By James Norman, published in Australia's Herald Sun newspaper, October 18, 2006.
As Prime Minister John Howard talks up nuclear energy in Australia, the
world feels a distinctly less safe place this week, after
North Korea
barged its way into the nuclear club.
Dr Robert Oppenheimer, Scientific Director of the Manhattan Project,
predicted that the world would not be the same on hearing of the
bombing of Hiroshima in 1945. But after decades of proliferation many
thought the world had turned away from nuclear weapons.
For a short window throughout the post-cold war period it seemed that
good sense prevailed with countries, including South Africa and the
Soviet Union, dismantling their nuclear programs and renouncing nuclear weapons.
The nuclear genie was kept in the bottle, until now.
As the Western world has been preoccupied with the aftermath of
September 11 and the war on terror, those with darker, less obvious
agendas have been restocking their arsenals; quietly but assiduously positioning themselves against perceived enemies.
The New York Times reported last weekend that 40 countries now had the
skills and technology to make nuclear weapons. And if North Korea
proved anything, it was that the so-called "peaceful atom" and nuclear
weapons are unavoidably linked.
It proved that the notion that nuclear power could just be a safe,
clean energy source was a false and dangerous assumption. And it proved
that the nuclear safeguards are hopelessly inadequate.

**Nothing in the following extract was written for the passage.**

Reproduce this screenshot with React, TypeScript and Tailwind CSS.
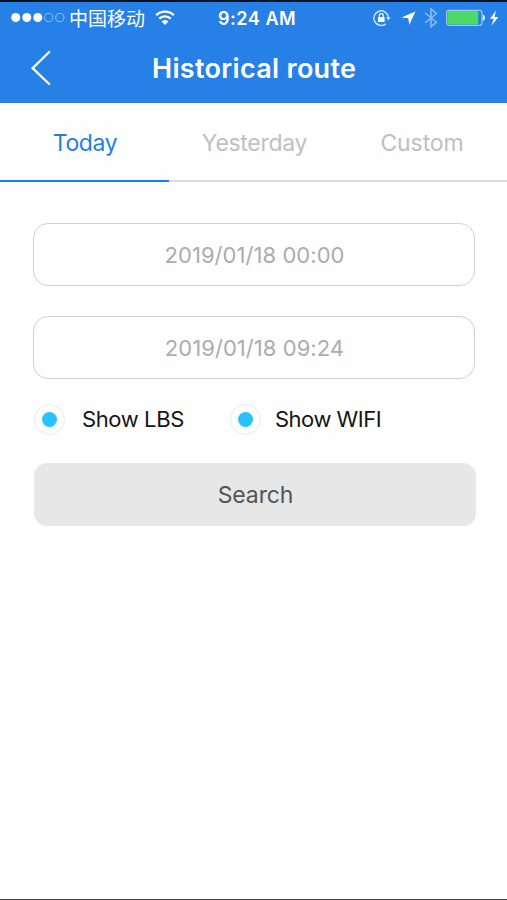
import { useState } from "react";

type Tab = {
  label: string;
  className: string;
};

const tabs: Tab[] = [
  { label: "Today", className: "tracking-[-0.4px] pl-px" },
  { label: "Yesterday", className: "tracking-[-0.3px] pl-[2px]" },
  { label: "Custom", className: "tracking-[-0.1px] pr-px" },
];

function StatusBar() {
  return (
    <div className="flex h-8 items-center text-white">
      <div className="flex w-[218px] shrink-0 items-center pl-[11px]">
        <svg width="54" height="12" viewBox="0 0 54 12" fill="none">
          <circle cx="4.7" cy="5.5" r="4.5" fill="#fff" />
          <circle cx="15.8" cy="5.5" r="4.5" fill="#fff" />
          <circle cx="26.8" cy="5.5" r="4.5" fill="#fff" />
          <circle cx="37.8" cy="5.5" r="4.1" stroke="#8fc4fb" />
          <circle cx="48.8" cy="5.5" r="4.1" stroke="#8fc4fb" />
        </svg>
        <span className="ml-[4px] pt-[3px] text-[19px] leading-8 whitespace-nowrap">中国移动</span>
        <svg className="ml-[10px]" width="20" height="16" viewBox="0 0 20 16" fill="none" stroke="#fff">
          <path d="M1.2 5.2a12.6 12.6 0 0 1 17.6 0" strokeWidth="2.4" />
          <path d="M4.3 8.6a8.2 8.2 0 0 1 11.4 0" strokeWidth="2.3" />
          <path d="M6.6 11.4a4.6 4.6 0 0 1 6.8 0L10 15z" fill="#fff" stroke="none" />
        </svg>
      </div>
      <span className="w-[154px] shrink-0 pt-px text-[18px] leading-8 font-semibold tracking-[0.55px] whitespace-nowrap">
        9:24 AM
      </span>
      <svg width="19" height="18" viewBox="0 0 19 18" fill="none">
        <path d="M16.4 8.4A7.3 7.3 0 1 0 13.8 14.8" stroke="#c9e3ff" strokeWidth="1.5" />
        <path d="M14 8.2h4.6l-2.3 3.2z" fill="#c9e3ff" />
        <rect x="6" y="8" width="6.6" height="5" rx=".6" fill="#fff" />
        <path d="M7.4 8.2V6.5a1.9 1.9 0 0 1 3.8 0v1.7" stroke="#fff" strokeWidth="1.2" />
      </svg>
      <svg className="ml-[9px]" width="16" height="15" viewBox="0 0 16 15">
        <path d="M15.4.4 9.3 14 8.3 7.2 1.4 6.4z" fill="#fff" />
      </svg>
      <svg className="ml-[8px]" width="14" height="20" viewBox="0 0 14 20" fill="none">
        <path d="M1.2 5 12.4 14.2 7 18.9V.9l5.4 4.7L1.2 14.8" stroke="#86b9f4" strokeWidth="1.6" />
      </svg>
      <svg className="ml-[7px]" width="54" height="18" viewBox="0 0 54 18" fill="none">
        <rect x="1.6" y="1.3" width="35.4" height="15" rx="2.4" stroke="#9ac8fa" strokeWidth="1.2" />
        <rect x="2.4" y="2.1" width="30.8" height="13.4" rx="1" fill="#4cd964" />
        <path d="M37.8 5.6c3 .8 3 5.8 0 6.6z" fill="#d5e9ff" />
        <path d="M51 1.6 45 9.8h3.8l-2.4 7L53.4 8h-3.9z" fill="#fff" />
      </svg>
    </div>
  );
}

function DateField({ value }: { value: string }) {
  return (
    <button className="flex h-[63px] w-[442px] items-center justify-center rounded-[15px] border border-[#cfcfcf] pt-px pl-px text-[22px] tracking-[0.05px] text-[#acacac]">
      {value}
    </button>
  );
}

type OptionProps = {
  label: string;
  checked: boolean;
  labelClass: string;
  onChange: () => void;
};

function Option({ label, checked, labelClass, onChange }: OptionProps) {
  return (
    <button
      onClick={onChange}
      className="flex items-center text-[22px] leading-[30px] whitespace-nowrap text-[#151515]"
    >
      <span className="flex size-[31px] items-center justify-center rounded-full border-[1.5px] border-[#ebebeb]">
        {checked && <span className="size-[15.5px] rounded-full bg-[#29c1ff]" />}
      </span>
      <span className={`pb-[2px] ${labelClass}`}>{label}</span>
    </button>
  );
}

export default function App() {
  const [active, setActive] = useState(0);
  const [showLbs, setShowLbs] = useState(true);
  const [showWifi, setShowWifi] = useState(true);

  return (
    <div className="flex h-[900px] w-[507px] flex-col overflow-hidden border-t-2 border-b border-t-[#061322] border-b-[#444] bg-[#fefefe] font-[Inter,'Noto_Sans_CJK_SC',sans-serif]">
      <header className="h-[101px] shrink-0 bg-[#2680e5]">
        <StatusBar />
        <div className="flex h-[69px] items-center pb-px">
          <button className="ml-[30px] w-[122px]">
            <svg width="22" height="36" viewBox="0 0 22 36" fill="none">
              <path d="M19.2 2 2.6 18.2 19.2 34" stroke="#fff" strokeWidth="2.3" strokeLinecap="round" />
            </svg>
          </button>
          <h1 className="pt-[2px] text-[27px] font-semibold tracking-[0.3px] whitespace-nowrap text-white">
            Historical route
          </h1>
        </div>
      </header>

      <nav className="grid h-[79px] shrink-0 grid-cols-3 text-[23px]">
        {tabs.map((tab, i) => (
          <button
            key={tab.label}
            onClick={() => setActive(i)}
            className={`border-b-2 pt-[3px] ${tab.className} ${
              active === i ? "border-[#1580ef] text-[#1f80ea]" : "border-[#dcdcdc] text-[#c0c0c0]"
            }`}
          >
            {tab.label}
          </button>
        ))}
      </nav>

      <main className="flex flex-col pt-[41px] pl-[33px]">
        <DateField value="2019/01/18 00:00" />
        <div className="h-[30px]" />
        <DateField value="2019/01/18 09:24" />
        <div className="mt-[25px] flex h-[31px] items-center pl-px">
          <div className="w-[196px]">
            <Option
              label="Show LBS"
              checked={showLbs}
              labelClass="ml-[17px] tracking-[-0.4px]"
              onChange={() => setShowLbs(!showLbs)}
            />
          </div>
          <Option
            label="Show WIFI"
            checked={showWifi}
            labelClass="ml-[14px] tracking-[-0.5px]"
            onChange={() => setShowWifi(!showWifi)}
          />
        </div>
        <button className="mt-7 ml-px h-[63px] w-[442px] rounded-[13px] bg-[#e7e7e7] pt-[2px] pl-px text-[23px] tracking-[-0.1px] text-[#555]">
          Search
        </button>
      </main>
    </div>
  );
}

India and Pakistan have nuclear programs and Israel has made sure
everyone knows about its nuclear capacity. Iran is hell-bent on joining
the club. Where wil it all end?
Now we hear diplomatic posturing from Japan that they too might have to
look at developing nuclear weapons. After all, if all their neighbours
are doing it, why should they be left out? Another step is taken on the
road to world destruction.
Surely, the only way to stop this domino effect is for the world's
major powers, the US, China, Britain and France, to take decisive
action to curtail the spread of nuclear programs, and to quell new nuclear ambitions.
Australia should also play a role in doing so in the Asia-Pacific region.
In this climate, it is not helpful for the Howard Government to be
talking up uranium sales to Asia. It is not helpful for Mr Howard to
say nuclear power is the solution to climate change.
This view is refuted as nuclear industry propaganda by leading
scientists, including retired Australian diplomat and former Australian
ambassador to Mexico and Vietnam, Prof Richard Broinowski.
Just because Australia has about 40 per cent of the world's uranium
doesn't mean we should be travelling around Asia like yellow cake
salesmen, offering it to the highest bidder.
If Australia is serious about regional stability then it must see
beyond narrow short-term economic self-interest. There is just too much
at stake.
Mr Howard's indication that Australia would be willing to consider
supplying uranium to India, despite that country not being a member of
the Nuclear Non-proliferation Treaty, sets a dangerous precedent.
Surely the blasts in North Korea prove that point.
The Prime Minister must rethink this position.
The fears of Oppenheimer and other nuclear scientists that
proliferation would result in a deadly spiralling arms race across the
globe is now being
realised. We are on the cusp of potentially insecure times, a legacy
that many will remember from the cold war days, but surely not an
inheritance anyone would wish their children to be forced to revisit.
The Western world must band together now to avoid this dire scenario.
When it comes to curtailing the threat of a new nuclear arms race, now
is not the time for world leaders to be asleep at the wheel or preoccupied with tactical or economic self-interest.
James Norman is a casual-based Greenpeace communications officer and environmental journalist.